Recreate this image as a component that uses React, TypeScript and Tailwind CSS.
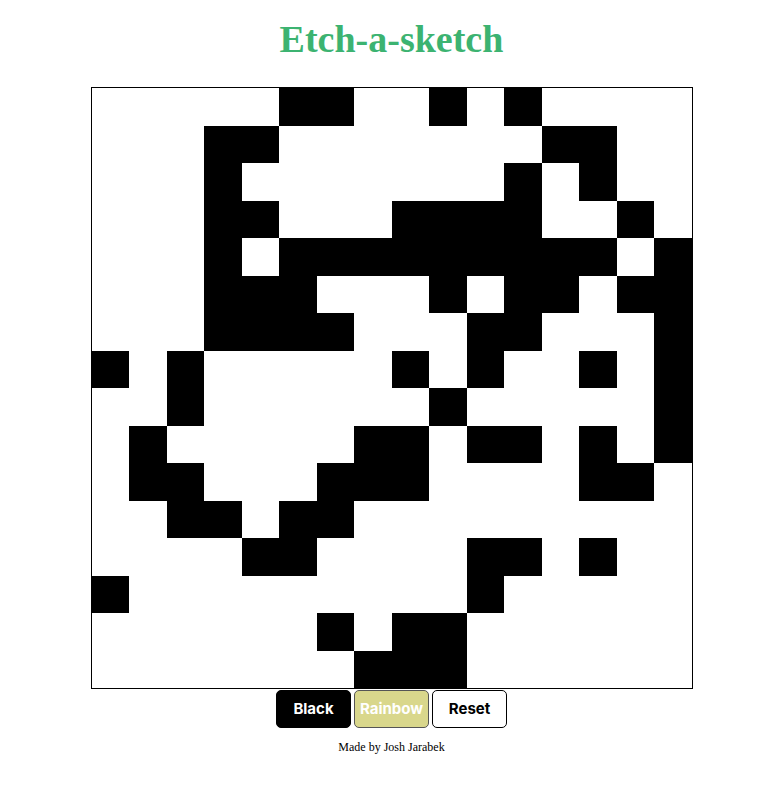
const rows = [
  '0000011001010000',
  '0001100000001100',
  '0001000000010100',
  '0001100011110010',
  '0001011111111101',
  '0001110001011011',
  '0001111000110001',
  '1010000010100101',
  '0010000001000001',
  '0100000110110101',
  '0110001110000110',
  '0011011000000000',
  '0000110000110100',
  '1000000000100000',
  '0000001011000000',
  '0000000111000000',
];

export default function App() {
  return (
    <div className="flex min-h-screen flex-col items-center bg-white">
      <h1 className="mt-[17px] mb-[26px] text-[38px] leading-[44px] font-bold text-[#3cb371] [font-family:'Liberation_Serif',serif]">
        Etch-a-sketch
      </h1>

      {/* Board */}
      <div className="grid h-[602px] w-[602px] grid-cols-[repeat(16,1fr)] grid-rows-[repeat(16,1fr)] border border-black">
        {rows.map((row, r) =>
          row.split('').map((c, i) => (
            <div key={`${r}-${i}`} className={c === '1' ? 'bg-black' : 'bg-white'} />
          ))
        )}
      </div>

      <div className="mt-[1px] flex gap-[3px] [font-family:Inter,'Liberation_Sans',sans-serif]">
        <button className="h-[38px] w-[75px] rounded-[5px] border border-black bg-black text-[15px] font-bold text-white">
          Black
        </button>
        <button className="h-[38px] w-[75px] rounded-[5px] border border-[#555] bg-[#d9d78c] text-[15px] font-bold text-white">
          Rainbow
        </button>
        <button className="h-[38px] w-[75px] rounded-[5px] border border-black bg-white text-[15px] font-bold text-black">
          Reset
        </button>
      </div>

      <p className="mt-[12px] text-[12px] leading-[14px] text-black [font-family:'Liberation_Serif',serif]">
        Made by Josh Jarabek
      </p>
    </div>
  );
}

● **Exercise directions**:
Return to the listing above and set it down exactly, leaving out its pictures.

● **Completed exercise**:
Recreate this image as a component that uses React, TypeScript and Tailwind CSS.
const rows = [
  '0000011001010000',
  '0001100000001100',
  '0001000000010100',
  '0001100011110010',
  '0001011111111101',
  '0001110001011011',
  '0001111000110001',
  '1010000010100101',
  '0010000001000001',
  '0100000110110101',
  '0110001110000110',
  '0011011000000000',
  '0000110000110100',
  '1000000000100000',
  '0000001011000000',
  '0000000111000000',
];

export default function App() {
  return (
    <div className="flex min-h-screen flex-col items-center bg-white">
      <h1 className="mt-[17px] mb-[26px] text-[38px] leading-[44px] font-bold text-[#3cb371] [font-family:'Liberation_Serif',serif]">
        Etch-a-sketch
      </h1>

      {/* Board */}
      <div className="grid h-[602px] w-[602px] grid-cols-[repeat(16,1fr)] grid-rows-[repeat(16,1fr)] border border-black">
        {rows.map((row, r) =>
          row.split('').map((c, i) => (
            <div key={`${r}-${i}`} className={c === '1' ? 'bg-black' : 'bg-white'} />
          ))
        )}
      </div>

      <div className="mt-[1px] flex gap-[3px] [font-family:Inter,'Liberation_Sans',sans-serif]">
        <button className="h-[38px] w-[75px] rounded-[5px] border border-black bg-black text-[15px] font-bold text-white">
          Black
        </button>
        <button className="h-[38px] w-[75px] rounded-[5px] border border-[#555] bg-[#d9d78c] text-[15px] font-bold text-white">
          Rainbow
        </button>
        <button className="h-[38px] w-[75px] rounded-[5px] border border-black bg-white text-[15px] font-bold text-black">
          Reset
        </button>
      </div>

      <p className="mt-[12px] text-[12px] leading-[14px] text-black [font-family:'Liberation_Serif',serif]">
        Made by Josh Jarabek
      </p>
    </div>
  );
}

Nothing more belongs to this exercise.